── Supplied information

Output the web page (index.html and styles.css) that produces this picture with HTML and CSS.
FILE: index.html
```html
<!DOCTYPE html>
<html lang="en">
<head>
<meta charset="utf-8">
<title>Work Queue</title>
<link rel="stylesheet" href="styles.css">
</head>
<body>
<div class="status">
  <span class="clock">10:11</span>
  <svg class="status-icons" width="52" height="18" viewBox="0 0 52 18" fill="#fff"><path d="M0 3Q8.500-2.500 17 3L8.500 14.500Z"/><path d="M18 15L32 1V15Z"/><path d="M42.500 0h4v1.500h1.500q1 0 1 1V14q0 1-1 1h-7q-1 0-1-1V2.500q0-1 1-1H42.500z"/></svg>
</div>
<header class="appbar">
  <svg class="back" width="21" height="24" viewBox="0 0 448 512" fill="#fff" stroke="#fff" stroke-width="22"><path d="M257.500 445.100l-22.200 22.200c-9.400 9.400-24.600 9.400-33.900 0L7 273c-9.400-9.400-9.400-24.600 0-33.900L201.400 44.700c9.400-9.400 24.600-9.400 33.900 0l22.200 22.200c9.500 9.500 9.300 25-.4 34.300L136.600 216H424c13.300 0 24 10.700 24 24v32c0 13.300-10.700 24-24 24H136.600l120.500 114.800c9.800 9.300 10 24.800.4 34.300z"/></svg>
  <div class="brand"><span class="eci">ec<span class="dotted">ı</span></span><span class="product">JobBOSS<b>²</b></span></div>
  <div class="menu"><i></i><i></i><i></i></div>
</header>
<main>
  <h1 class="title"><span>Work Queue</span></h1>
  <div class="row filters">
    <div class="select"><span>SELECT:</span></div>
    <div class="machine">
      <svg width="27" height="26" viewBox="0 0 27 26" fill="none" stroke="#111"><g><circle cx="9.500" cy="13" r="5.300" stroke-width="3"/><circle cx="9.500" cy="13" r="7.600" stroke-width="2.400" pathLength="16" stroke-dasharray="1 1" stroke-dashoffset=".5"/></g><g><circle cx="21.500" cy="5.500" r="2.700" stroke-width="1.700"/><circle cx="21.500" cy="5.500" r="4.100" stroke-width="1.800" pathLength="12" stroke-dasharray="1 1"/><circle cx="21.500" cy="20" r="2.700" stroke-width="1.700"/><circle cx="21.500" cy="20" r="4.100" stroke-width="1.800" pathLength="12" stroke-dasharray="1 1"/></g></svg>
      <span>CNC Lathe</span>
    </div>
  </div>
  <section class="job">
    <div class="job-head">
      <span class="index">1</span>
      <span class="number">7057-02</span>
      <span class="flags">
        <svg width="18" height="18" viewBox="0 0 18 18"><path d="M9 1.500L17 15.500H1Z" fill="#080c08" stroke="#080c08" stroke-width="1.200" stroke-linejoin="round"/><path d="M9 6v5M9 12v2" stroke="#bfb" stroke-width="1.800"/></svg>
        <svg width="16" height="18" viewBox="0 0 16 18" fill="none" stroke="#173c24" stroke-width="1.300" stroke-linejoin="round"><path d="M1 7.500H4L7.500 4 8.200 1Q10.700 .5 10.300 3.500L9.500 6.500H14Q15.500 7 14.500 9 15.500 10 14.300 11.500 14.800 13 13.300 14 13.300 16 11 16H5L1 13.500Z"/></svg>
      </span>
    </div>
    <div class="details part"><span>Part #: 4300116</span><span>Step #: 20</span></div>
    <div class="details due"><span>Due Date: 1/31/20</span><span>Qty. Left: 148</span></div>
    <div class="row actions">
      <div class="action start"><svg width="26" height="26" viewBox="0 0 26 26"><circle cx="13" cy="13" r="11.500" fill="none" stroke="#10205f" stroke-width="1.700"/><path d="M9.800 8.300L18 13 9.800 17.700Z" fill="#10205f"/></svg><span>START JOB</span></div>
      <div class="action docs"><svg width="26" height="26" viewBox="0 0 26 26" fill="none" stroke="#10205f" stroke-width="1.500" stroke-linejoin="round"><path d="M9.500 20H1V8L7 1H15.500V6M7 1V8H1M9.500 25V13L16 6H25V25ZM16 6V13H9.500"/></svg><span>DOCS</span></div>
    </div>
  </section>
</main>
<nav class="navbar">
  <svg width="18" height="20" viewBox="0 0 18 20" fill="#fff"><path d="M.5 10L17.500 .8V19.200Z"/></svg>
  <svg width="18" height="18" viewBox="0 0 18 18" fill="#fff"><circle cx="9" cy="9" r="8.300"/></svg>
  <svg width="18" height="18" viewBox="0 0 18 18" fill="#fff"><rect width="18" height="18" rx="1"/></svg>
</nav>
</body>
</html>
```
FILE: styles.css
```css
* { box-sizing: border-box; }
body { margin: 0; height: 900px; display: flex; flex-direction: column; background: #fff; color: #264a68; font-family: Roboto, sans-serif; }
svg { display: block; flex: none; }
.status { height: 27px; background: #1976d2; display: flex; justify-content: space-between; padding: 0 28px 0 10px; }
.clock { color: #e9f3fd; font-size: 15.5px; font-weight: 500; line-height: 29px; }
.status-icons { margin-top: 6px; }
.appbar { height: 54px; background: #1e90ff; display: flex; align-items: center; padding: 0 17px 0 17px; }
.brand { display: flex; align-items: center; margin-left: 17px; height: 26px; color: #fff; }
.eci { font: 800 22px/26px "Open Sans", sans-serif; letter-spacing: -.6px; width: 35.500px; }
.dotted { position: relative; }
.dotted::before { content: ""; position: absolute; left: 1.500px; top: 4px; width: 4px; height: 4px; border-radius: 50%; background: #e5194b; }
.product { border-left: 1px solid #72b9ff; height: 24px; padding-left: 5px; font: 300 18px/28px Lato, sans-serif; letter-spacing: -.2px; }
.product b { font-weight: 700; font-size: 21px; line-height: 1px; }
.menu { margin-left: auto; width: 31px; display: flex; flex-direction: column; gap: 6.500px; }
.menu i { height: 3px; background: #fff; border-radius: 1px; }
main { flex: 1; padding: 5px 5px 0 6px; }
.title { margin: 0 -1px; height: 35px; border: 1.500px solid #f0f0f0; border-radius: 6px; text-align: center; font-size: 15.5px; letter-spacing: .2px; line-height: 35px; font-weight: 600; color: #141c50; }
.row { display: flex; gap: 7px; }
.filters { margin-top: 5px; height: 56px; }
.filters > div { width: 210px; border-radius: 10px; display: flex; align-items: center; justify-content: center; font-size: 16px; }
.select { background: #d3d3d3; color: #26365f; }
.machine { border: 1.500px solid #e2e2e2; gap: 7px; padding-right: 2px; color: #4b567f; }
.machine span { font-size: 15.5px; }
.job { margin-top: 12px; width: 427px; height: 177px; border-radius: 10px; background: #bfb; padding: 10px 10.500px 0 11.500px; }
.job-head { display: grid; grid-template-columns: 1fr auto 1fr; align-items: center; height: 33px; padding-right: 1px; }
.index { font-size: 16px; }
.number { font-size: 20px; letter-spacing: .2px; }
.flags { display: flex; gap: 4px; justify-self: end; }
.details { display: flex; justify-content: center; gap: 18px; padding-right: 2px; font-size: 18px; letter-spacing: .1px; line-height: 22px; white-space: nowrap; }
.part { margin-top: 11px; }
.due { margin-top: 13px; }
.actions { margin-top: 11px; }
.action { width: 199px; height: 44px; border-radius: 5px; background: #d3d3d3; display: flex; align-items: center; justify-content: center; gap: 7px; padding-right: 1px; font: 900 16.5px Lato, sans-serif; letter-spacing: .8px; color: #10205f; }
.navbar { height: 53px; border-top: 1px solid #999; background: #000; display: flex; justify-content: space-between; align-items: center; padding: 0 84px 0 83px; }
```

────

* _Task to carry out_: Reproduce the full listing above, character for character.

* _Solution to this exercise_:
Output the web page (index.html and styles.css) that produces this picture with HTML and CSS.
FILE: index.html
```html
<!DOCTYPE html>
<html lang="en">
<head>
<meta charset="utf-8">
<title>Work Queue</title>
<link rel="stylesheet" href="styles.css">
</head>
<body>
<div class="status">
  <span class="clock">10:11</span>
  <svg class="status-icons" width="52" height="18" viewBox="0 0 52 18" fill="#fff"><path d="M0 3Q8.500-2.500 17 3L8.500 14.500Z"/><path d="M18 15L32 1V15Z"/><path d="M42.500 0h4v1.500h1.500q1 0 1 1V14q0 1-1 1h-7q-1 0-1-1V2.500q0-1 1-1H42.500z"/></svg>
</div>
<header class="appbar">
  <svg class="back" width="21" height="24" viewBox="0 0 448 512" fill="#fff" stroke="#fff" stroke-width="22"><path d="M257.500 445.100l-22.200 22.200c-9.400 9.400-24.600 9.400-33.900 0L7 273c-9.400-9.400-9.400-24.600 0-33.900L201.400 44.700c9.400-9.400 24.600-9.400 33.900 0l22.200 22.200c9.500 9.500 9.300 25-.4 34.300L136.600 216H424c13.300 0 24 10.700 24 24v32c0 13.300-10.700 24-24 24H136.600l120.500 114.800c9.800 9.300 10 24.800.4 34.300z"/></svg>
  <div class="brand"><span class="eci">ec<span class="dotted">ı</span></span><span class="product">JobBOSS<b>²</b></span></div>
  <div class="menu"><i></i><i></i><i></i></div>
</header>
<main>
  <h1 class="title"><span>Work Queue</span></h1>
  <div class="row filters">
    <div class="select"><span>SELECT:</span></div>
    <div class="machine">
      <svg width="27" height="26" viewBox="0 0 27 26" fill="none" stroke="#111"><g><circle cx="9.500" cy="13" r="5.300" stroke-width="3"/><circle cx="9.500" cy="13" r="7.600" stroke-width="2.400" pathLength="16" stroke-dasharray="1 1" stroke-dashoffset=".5"/></g><g><circle cx="21.500" cy="5.500" r="2.700" stroke-width="1.700"/><circle cx="21.500" cy="5.500" r="4.100" stroke-width="1.800" pathLength="12" stroke-dasharray="1 1"/><circle cx="21.500" cy="20" r="2.700" stroke-width="1.700"/><circle cx="21.500" cy="20" r="4.100" stroke-width="1.800" pathLength="12" stroke-dasharray="1 1"/></g></svg>
      <span>CNC Lathe</span>
    </div>
  </div>
  <section class="job">
    <div class="job-head">
      <span class="index">1</span>
      <span class="number">7057-02</span>
      <span class="flags">
        <svg width="18" height="18" viewBox="0 0 18 18"><path d="M9 1.500L17 15.500H1Z" fill="#080c08" stroke="#080c08" stroke-width="1.200" stroke-linejoin="round"/><path d="M9 6v5M9 12v2" stroke="#bfb" stroke-width="1.800"/></svg>
        <svg width="16" height="18" viewBox="0 0 16 18" fill="none" stroke="#173c24" stroke-width="1.300" stroke-linejoin="round"><path d="M1 7.500H4L7.500 4 8.200 1Q10.700 .5 10.300 3.500L9.500 6.500H14Q15.500 7 14.500 9 15.500 10 14.300 11.500 14.800 13 13.300 14 13.300 16 11 16H5L1 13.500Z"/></svg>
      </span>
    </div>
    <div class="details part"><span>Part #: 4300116</span><span>Step #: 20</span></div>
    <div class="details due"><span>Due Date: 1/31/20</span><span>Qty. Left: 148</span></div>
    <div class="row actions">
      <div class="action start"><svg width="26" height="26" viewBox="0 0 26 26"><circle cx="13" cy="13" r="11.500" fill="none" stroke="#10205f" stroke-width="1.700"/><path d="M9.800 8.300L18 13 9.800 17.700Z" fill="#10205f"/></svg><span>START JOB</span></div>
      <div class="action docs"><svg width="26" height="26" viewBox="0 0 26 26" fill="none" stroke="#10205f" stroke-width="1.500" stroke-linejoin="round"><path d="M9.500 20H1V8L7 1H15.500V6M7 1V8H1M9.500 25V13L16 6H25V25ZM16 6V13H9.500"/></svg><span>DOCS</span></div>
    </div>
  </section>
</main>
<nav class="navbar">
  <svg width="18" height="20" viewBox="0 0 18 20" fill="#fff"><path d="M.5 10L17.500 .8V19.200Z"/></svg>
  <svg width="18" height="18" viewBox="0 0 18 18" fill="#fff"><circle cx="9" cy="9" r="8.300"/></svg>
  <svg width="18" height="18" viewBox="0 0 18 18" fill="#fff"><rect width="18" height="18" rx="1"/></svg>
</nav>
</body>
</html>
```
FILE: styles.css
```css
* { box-sizing: border-box; }
body { margin: 0; height: 900px; display: flex; flex-direction: column; background: #fff; color: #264a68; font-family: Roboto, sans-serif; }
svg { display: block; flex: none; }
.status { height: 27px; background: #1976d2; display: flex; justify-content: space-between; padding: 0 28px 0 10px; }
.clock { color: #e9f3fd; font-size: 15.5px; font-weight: 500; line-height: 29px; }
.status-icons { margin-top: 6px; }
.appbar { height: 54px; background: #1e90ff; display: flex; align-items: center; padding: 0 17px 0 17px; }
.brand { display: flex; align-items: center; margin-left: 17px; height: 26px; color: #fff; }
.eci { font: 800 22px/26px "Open Sans", sans-serif; letter-spacing: -.6px; width: 35.500px; }
.dotted { position: relative; }
.dotted::before { content: ""; position: absolute; left: 1.500px; top: 4px; width: 4px; height: 4px; border-radius: 50%; background: #e5194b; }
.product { border-left: 1px solid #72b9ff; height: 24px; padding-left: 5px; font: 300 18px/28px Lato, sans-serif; letter-spacing: -.2px; }
.product b { font-weight: 700; font-size: 21px; line-height: 1px; }
.menu { margin-left: auto; width: 31px; display: flex; flex-direction: column; gap: 6.500px; }
.menu i { height: 3px; background: #fff; border-radius: 1px; }
main { flex: 1; padding: 5px 5px 0 6px; }
.title { margin: 0 -1px; height: 35px; border: 1.500px solid #f0f0f0; border-radius: 6px; text-align: center; font-size: 15.5px; letter-spacing: .2px; line-height: 35px; font-weight: 600; color: #141c50; }
.row { display: flex; gap: 7px; }
.filters { margin-top: 5px; height: 56px; }
.filters > div { width: 210px; border-radius: 10px; display: flex; align-items: center; justify-content: center; font-size: 16px; }
.select { background: #d3d3d3; color: #26365f; }
.machine { border: 1.500px solid #e2e2e2; gap: 7px; padding-right: 2px; color: #4b567f; }
.machine span { font-size: 15.5px; }
.job { margin-top: 12px; width: 427px; height: 177px; border-radius: 10px; background: #bfb; padding: 10px 10.500px 0 11.500px; }
.job-head { display: grid; grid-template-columns: 1fr auto 1fr; align-items: center; height: 33px; padding-right: 1px; }
.index { font-size: 16px; }
.number { font-size: 20px; letter-spacing: .2px; }
.flags { display: flex; gap: 4px; justify-self: end; }
.details { display: flex; justify-content: center; gap: 18px; padding-right: 2px; font-size: 18px; letter-spacing: .1px; line-height: 22px; white-space: nowrap; }
.part { margin-top: 11px; }
.due { margin-top: 13px; }
.actions { margin-top: 11px; }
.action { width: 199px; height: 44px; border-radius: 5px; background: #d3d3d3; display: flex; align-items: center; justify-content: center; gap: 7px; padding-right: 1px; font: 900 16.5px Lato, sans-serif; letter-spacing: .8px; color: #10205f; }
.navbar { height: 53px; border-top: 1px solid #999; background: #000; display: flex; justify-content: space-between; align-items: center; padding: 0 84px 0 83px; }
```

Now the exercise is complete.